Like all great historians or hurlers on the ditch he left an escape clause or trap door in his 1961 book. In order to clarify this he claims that the movement of Anarchism is dead but the idea “which was alive two centuries before Bakunin”, or the theoretical core of Anarchism “may still have the power to give life to a new form under changed historical circumstances”.
Woodcock goes on to quote from some obscure survey in Freedom in 1962. He seems to have a very narrow cloth cap and clogs definition of the working class in that he excludes teachers, health and welfare workers, and anyone involved clerical or administrative/clerical posts. A majority were also very young. The Anarchists were a movement of “dissident middle class youth”.
Yet in 1968 twelve million workers were on strike in France (120 factories were occupied) and the people of Czechoslovakia and students of Germany were on a collision course with the authorities. For such an esteemed historian surely Woodcock knows that he can’t base an argument on the results of a survey of 457 people in Britain in 1962.
The book also covers briefly, an appreciation of Proudhon and his theories. It also has a short account of the fascinating life and work of Michael Bakunin. The majority of anarchists (with a small a) covered in the second half of the book are the intellectual types like Goodman, Read, and Thoreau. Not being familiar with their work I found these accounts to be interesting introductions to their works. However I am far more likely to read books by people who are or were involved in class struggle than the ivory tower academics.

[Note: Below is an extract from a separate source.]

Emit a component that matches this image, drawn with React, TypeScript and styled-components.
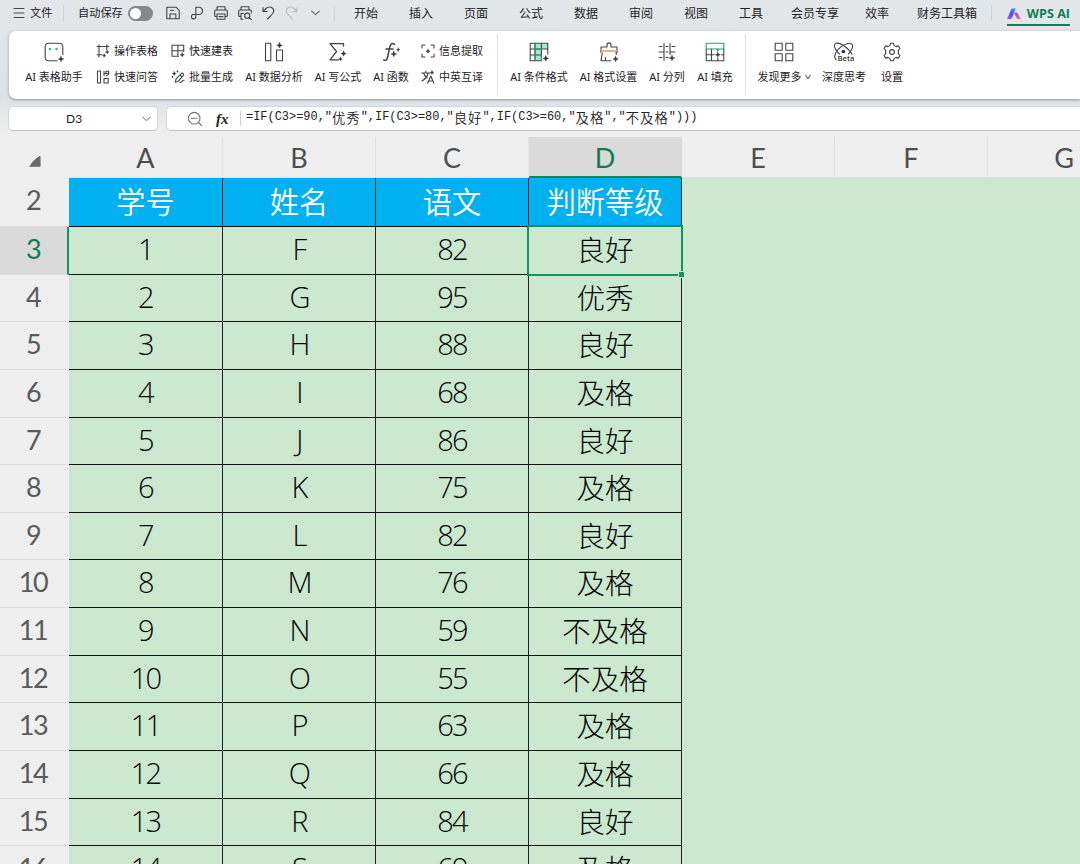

In the space of four pages Woodcock attacks Chomsky for not being anything more than a left wing Marxist. The attack is pursued on the basis of Chomsky’s introduction to Guerin’s book “Anarchism” (a book which is reviewed in this magazine and one which I would read before anything by Woodcock). The basis of Woodcock’s gripe with Chomsky is that he puts the working class (economic matters) at the centre of anarchism. Woodcock on the other hand sees anarchism as a mish-mash, liberalism, community politics and minority rights. Under his definitions I am a member of a dead movement and I am reviewing a book on Anarchism which has no mention of Malatesta or Macknov.
This book was published on the occasion of Mr Woodcock’s 80th birthday. I wish him a happy peaceful retirement. The last thing the Anarchist movement needs is an active grim reaper waiting to write an obituary. I would recommend this book to people who treat it for what it is. A collection of essays written through the eyes of an intellectual Historian who decided to leave the Anarchist movement in the 1950’s or risk “being ruined as a writer”. Notice the priorities. Mr Woodcock since 1961 has done for the Anarchist Movement what Chernobyl did for chicken kiev.